■ REQUIREMENTS ■
Filter the entries and keep only the lines where the string "components" appears.

■ EXTRACTED RECORDS ■
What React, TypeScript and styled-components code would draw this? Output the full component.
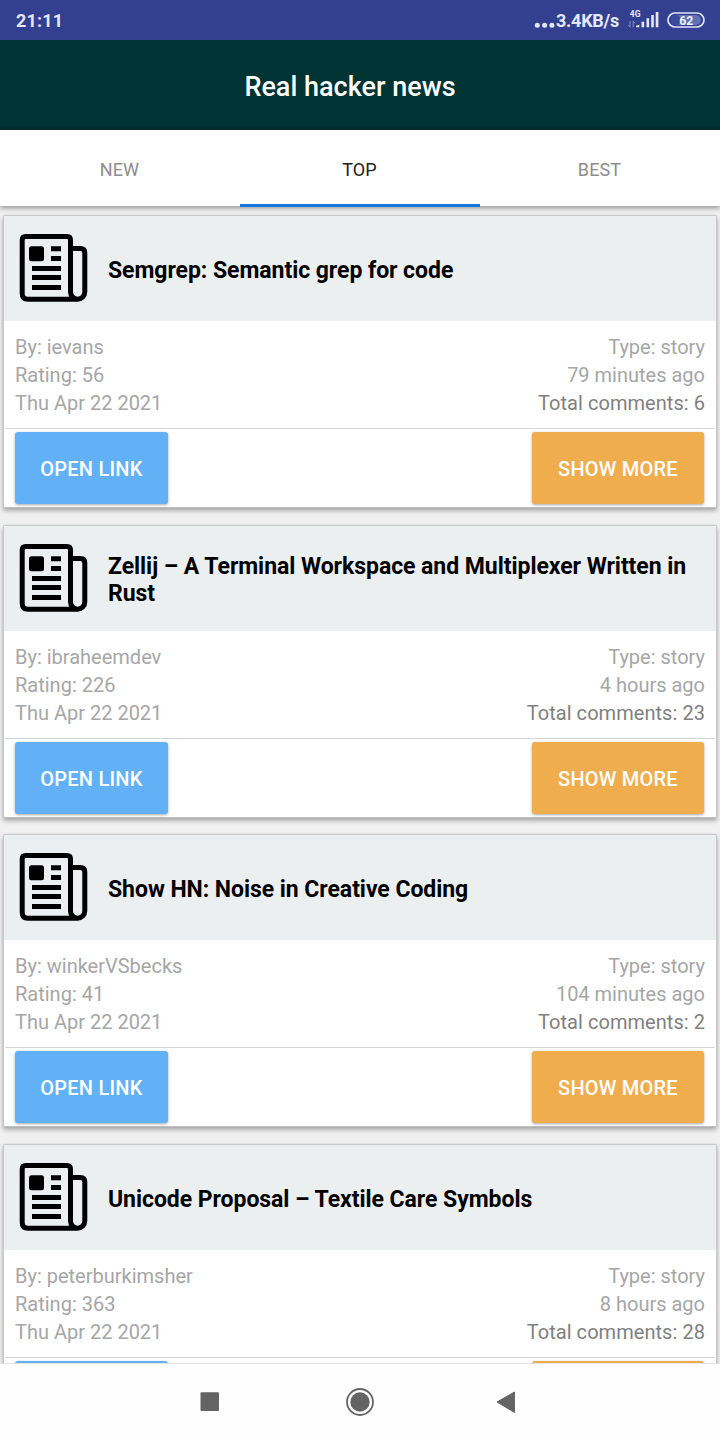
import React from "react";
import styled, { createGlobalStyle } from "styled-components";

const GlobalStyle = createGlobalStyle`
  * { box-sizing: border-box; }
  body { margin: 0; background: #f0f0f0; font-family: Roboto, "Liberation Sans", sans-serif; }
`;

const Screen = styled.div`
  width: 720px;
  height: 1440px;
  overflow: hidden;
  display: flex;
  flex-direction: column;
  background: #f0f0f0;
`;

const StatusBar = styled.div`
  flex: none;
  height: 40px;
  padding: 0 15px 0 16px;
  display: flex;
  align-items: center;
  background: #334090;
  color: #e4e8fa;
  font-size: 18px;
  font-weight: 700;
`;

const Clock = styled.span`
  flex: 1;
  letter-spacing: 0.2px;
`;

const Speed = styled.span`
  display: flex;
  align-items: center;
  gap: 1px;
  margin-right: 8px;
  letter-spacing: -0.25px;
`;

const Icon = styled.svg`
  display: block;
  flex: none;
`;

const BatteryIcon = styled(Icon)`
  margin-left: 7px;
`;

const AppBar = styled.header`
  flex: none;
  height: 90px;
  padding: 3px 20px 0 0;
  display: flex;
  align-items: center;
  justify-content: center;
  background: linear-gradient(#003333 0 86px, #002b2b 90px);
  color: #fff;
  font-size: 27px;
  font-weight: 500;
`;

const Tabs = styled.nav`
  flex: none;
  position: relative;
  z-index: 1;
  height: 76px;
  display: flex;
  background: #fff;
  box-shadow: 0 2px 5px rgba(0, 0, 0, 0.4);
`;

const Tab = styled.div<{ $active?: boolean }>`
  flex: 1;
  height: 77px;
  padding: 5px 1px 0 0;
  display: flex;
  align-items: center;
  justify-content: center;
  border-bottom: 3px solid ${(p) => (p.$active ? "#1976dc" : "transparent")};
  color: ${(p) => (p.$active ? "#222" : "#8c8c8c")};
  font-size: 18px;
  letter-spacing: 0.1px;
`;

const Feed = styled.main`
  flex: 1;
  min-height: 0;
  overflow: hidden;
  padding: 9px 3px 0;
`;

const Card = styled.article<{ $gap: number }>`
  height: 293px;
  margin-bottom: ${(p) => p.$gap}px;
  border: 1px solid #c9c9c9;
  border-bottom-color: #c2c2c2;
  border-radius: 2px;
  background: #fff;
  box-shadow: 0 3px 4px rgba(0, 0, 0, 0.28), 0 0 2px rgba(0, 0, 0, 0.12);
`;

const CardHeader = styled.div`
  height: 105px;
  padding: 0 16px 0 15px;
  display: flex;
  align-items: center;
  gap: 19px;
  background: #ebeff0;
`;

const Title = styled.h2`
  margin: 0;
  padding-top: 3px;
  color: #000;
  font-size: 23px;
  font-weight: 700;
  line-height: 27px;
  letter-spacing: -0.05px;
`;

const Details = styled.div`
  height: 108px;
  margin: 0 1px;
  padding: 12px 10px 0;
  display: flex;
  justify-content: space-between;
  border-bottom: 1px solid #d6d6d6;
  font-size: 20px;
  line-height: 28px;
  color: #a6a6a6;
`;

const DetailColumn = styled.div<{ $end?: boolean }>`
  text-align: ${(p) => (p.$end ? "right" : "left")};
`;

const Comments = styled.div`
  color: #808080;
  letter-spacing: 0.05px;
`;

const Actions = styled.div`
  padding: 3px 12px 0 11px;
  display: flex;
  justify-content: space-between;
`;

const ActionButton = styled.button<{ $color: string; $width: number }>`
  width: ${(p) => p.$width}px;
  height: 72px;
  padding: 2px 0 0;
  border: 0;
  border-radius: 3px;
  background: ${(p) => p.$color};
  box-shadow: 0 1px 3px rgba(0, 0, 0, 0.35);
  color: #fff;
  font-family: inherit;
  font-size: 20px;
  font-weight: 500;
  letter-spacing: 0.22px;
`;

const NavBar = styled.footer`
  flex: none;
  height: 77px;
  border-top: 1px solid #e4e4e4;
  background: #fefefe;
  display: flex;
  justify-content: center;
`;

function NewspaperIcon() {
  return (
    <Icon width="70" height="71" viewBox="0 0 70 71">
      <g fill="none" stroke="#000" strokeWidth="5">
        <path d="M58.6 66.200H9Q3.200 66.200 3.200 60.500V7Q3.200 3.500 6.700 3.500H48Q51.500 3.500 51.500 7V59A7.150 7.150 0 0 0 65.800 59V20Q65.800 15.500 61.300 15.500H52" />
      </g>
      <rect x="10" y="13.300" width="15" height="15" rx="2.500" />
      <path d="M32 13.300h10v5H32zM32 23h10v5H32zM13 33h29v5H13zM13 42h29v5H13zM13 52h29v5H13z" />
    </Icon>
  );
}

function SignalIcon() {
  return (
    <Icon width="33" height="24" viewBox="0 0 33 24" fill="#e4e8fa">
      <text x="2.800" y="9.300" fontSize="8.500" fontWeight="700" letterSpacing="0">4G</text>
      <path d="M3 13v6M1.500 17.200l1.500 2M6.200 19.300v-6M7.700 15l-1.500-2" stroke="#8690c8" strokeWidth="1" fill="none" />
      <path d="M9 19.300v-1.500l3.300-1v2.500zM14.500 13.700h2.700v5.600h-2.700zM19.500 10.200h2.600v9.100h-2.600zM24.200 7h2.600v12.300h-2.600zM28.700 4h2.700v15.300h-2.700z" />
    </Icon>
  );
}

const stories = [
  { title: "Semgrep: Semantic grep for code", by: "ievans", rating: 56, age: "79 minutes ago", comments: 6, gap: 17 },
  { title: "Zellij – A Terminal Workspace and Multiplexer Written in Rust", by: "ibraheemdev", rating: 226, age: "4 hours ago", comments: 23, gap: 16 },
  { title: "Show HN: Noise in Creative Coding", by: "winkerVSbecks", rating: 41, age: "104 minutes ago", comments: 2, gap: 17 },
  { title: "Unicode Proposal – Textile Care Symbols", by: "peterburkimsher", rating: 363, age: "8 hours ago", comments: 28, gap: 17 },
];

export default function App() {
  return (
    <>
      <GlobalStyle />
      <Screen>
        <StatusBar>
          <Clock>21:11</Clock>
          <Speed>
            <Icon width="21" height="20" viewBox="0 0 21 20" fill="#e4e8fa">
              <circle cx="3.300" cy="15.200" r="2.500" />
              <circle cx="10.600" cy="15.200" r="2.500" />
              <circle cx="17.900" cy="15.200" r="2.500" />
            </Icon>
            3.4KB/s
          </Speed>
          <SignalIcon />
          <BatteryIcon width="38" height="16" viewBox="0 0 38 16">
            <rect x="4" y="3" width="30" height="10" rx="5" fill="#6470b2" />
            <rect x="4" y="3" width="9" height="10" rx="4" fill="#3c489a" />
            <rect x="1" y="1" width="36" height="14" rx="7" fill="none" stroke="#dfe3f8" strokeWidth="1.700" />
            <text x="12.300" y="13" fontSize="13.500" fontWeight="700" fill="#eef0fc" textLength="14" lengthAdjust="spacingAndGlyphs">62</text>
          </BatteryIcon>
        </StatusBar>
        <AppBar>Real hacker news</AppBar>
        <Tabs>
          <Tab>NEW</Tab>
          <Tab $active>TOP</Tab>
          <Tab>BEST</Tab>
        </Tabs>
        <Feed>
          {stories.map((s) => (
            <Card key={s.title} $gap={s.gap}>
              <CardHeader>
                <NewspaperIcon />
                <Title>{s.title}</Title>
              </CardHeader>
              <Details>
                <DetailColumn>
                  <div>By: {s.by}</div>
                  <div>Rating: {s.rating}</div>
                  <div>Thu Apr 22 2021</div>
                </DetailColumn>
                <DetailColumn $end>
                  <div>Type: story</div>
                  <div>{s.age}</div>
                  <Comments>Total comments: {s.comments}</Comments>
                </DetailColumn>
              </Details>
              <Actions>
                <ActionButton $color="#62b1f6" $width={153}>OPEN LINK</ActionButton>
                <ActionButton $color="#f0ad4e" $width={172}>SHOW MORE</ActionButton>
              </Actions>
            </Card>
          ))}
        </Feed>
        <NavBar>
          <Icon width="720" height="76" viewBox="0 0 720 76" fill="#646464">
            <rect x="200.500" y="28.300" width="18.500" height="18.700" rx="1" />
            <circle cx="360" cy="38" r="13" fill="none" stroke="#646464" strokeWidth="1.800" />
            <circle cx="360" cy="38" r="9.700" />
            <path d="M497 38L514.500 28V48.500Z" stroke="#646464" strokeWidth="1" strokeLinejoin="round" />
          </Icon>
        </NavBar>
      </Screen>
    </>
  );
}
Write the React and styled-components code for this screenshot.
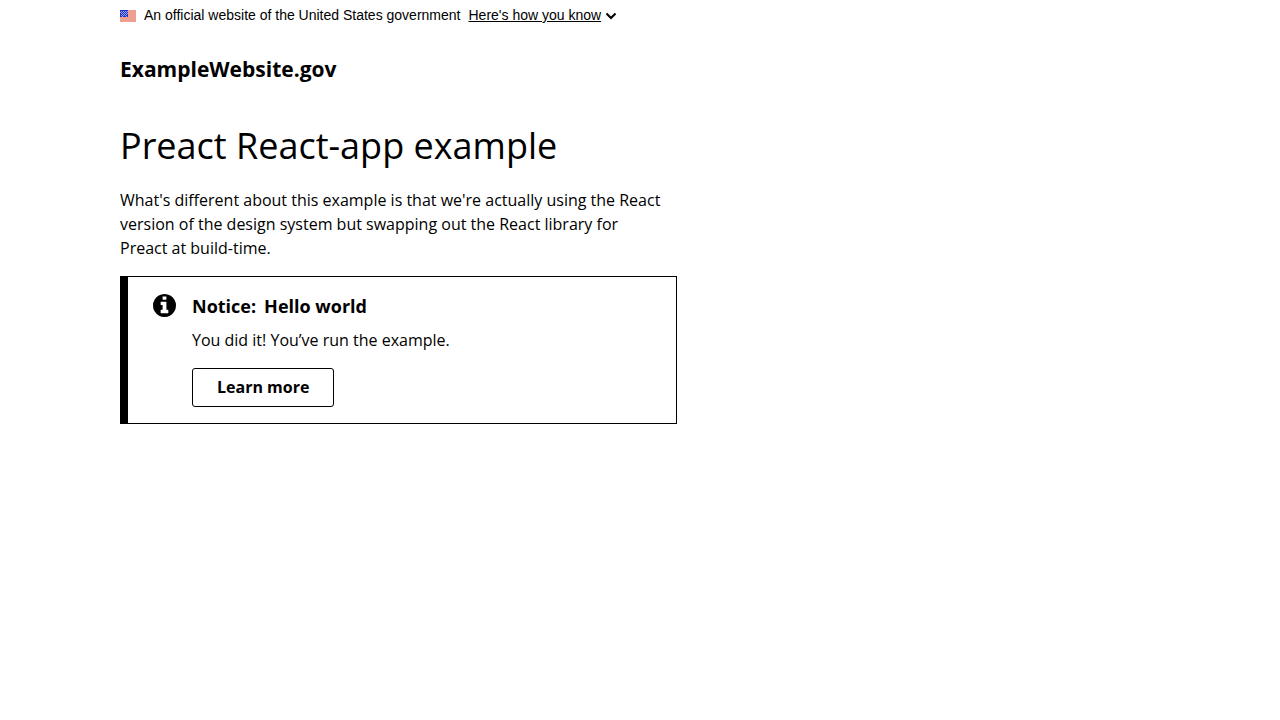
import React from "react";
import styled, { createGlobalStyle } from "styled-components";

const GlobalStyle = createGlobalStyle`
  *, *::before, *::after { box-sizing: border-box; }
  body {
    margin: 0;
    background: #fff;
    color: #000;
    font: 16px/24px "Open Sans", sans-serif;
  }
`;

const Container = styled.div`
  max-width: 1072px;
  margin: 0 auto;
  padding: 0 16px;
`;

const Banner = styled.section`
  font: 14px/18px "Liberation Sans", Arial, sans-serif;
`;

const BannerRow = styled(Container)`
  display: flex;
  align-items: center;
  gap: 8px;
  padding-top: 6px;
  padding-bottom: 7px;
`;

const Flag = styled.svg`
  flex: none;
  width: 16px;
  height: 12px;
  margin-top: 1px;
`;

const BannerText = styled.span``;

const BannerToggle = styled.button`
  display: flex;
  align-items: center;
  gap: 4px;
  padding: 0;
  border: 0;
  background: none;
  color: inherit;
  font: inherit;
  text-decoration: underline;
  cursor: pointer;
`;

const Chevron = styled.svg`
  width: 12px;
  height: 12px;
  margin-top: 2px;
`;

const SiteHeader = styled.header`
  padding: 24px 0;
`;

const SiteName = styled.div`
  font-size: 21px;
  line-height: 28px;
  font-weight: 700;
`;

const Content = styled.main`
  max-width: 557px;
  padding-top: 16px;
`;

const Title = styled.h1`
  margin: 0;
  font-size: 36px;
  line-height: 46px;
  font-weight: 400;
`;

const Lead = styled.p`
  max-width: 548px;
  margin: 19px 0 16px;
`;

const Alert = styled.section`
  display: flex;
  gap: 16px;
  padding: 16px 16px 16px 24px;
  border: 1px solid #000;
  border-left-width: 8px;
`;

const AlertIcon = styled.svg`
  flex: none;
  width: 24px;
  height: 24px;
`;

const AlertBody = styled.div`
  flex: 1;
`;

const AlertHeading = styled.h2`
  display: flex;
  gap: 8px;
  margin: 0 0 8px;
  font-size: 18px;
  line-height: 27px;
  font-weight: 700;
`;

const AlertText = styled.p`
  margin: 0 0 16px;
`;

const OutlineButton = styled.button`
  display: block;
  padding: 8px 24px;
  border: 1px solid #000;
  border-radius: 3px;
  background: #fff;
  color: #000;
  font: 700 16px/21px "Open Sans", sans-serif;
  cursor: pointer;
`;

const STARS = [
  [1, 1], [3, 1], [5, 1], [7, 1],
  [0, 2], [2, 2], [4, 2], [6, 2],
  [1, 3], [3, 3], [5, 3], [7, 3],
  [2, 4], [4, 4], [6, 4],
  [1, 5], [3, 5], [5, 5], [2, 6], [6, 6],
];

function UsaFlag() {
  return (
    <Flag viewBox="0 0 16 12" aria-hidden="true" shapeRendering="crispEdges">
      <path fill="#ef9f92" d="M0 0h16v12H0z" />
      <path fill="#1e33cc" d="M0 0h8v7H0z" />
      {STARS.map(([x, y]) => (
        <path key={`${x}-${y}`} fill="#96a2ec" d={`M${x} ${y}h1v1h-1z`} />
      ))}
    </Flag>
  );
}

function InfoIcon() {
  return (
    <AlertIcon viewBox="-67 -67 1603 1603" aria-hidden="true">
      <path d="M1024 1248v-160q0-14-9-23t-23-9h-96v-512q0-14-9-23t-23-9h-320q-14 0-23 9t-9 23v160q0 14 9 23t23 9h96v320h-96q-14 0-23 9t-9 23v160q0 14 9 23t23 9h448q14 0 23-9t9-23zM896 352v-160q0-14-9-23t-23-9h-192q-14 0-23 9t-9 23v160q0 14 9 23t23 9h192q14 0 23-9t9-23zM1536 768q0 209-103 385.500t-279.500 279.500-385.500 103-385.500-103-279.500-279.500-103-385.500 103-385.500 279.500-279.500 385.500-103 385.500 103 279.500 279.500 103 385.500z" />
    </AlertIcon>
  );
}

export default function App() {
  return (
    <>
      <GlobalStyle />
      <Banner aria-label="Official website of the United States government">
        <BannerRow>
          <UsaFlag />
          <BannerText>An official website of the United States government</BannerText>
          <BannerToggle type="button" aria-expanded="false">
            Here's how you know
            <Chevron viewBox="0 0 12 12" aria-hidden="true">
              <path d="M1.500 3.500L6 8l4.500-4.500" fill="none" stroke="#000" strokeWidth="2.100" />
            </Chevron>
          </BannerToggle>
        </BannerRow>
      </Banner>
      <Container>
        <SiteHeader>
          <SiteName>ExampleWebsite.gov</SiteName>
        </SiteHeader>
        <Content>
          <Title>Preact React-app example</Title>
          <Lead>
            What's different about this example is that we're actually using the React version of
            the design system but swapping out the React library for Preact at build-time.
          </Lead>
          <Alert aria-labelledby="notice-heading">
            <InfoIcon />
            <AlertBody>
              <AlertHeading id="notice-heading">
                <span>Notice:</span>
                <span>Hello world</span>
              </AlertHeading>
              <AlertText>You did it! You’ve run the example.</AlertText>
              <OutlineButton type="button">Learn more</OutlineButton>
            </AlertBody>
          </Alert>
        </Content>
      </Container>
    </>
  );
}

■ OUTPUT FOR THIS TASK ■
What React, TypeScript and styled-components code would draw this? Output the full component.
import styled, { createGlobalStyle } from "styled-components";
Write the React and styled-components code for this screenshot.
import styled, { createGlobalStyle } from "styled-components";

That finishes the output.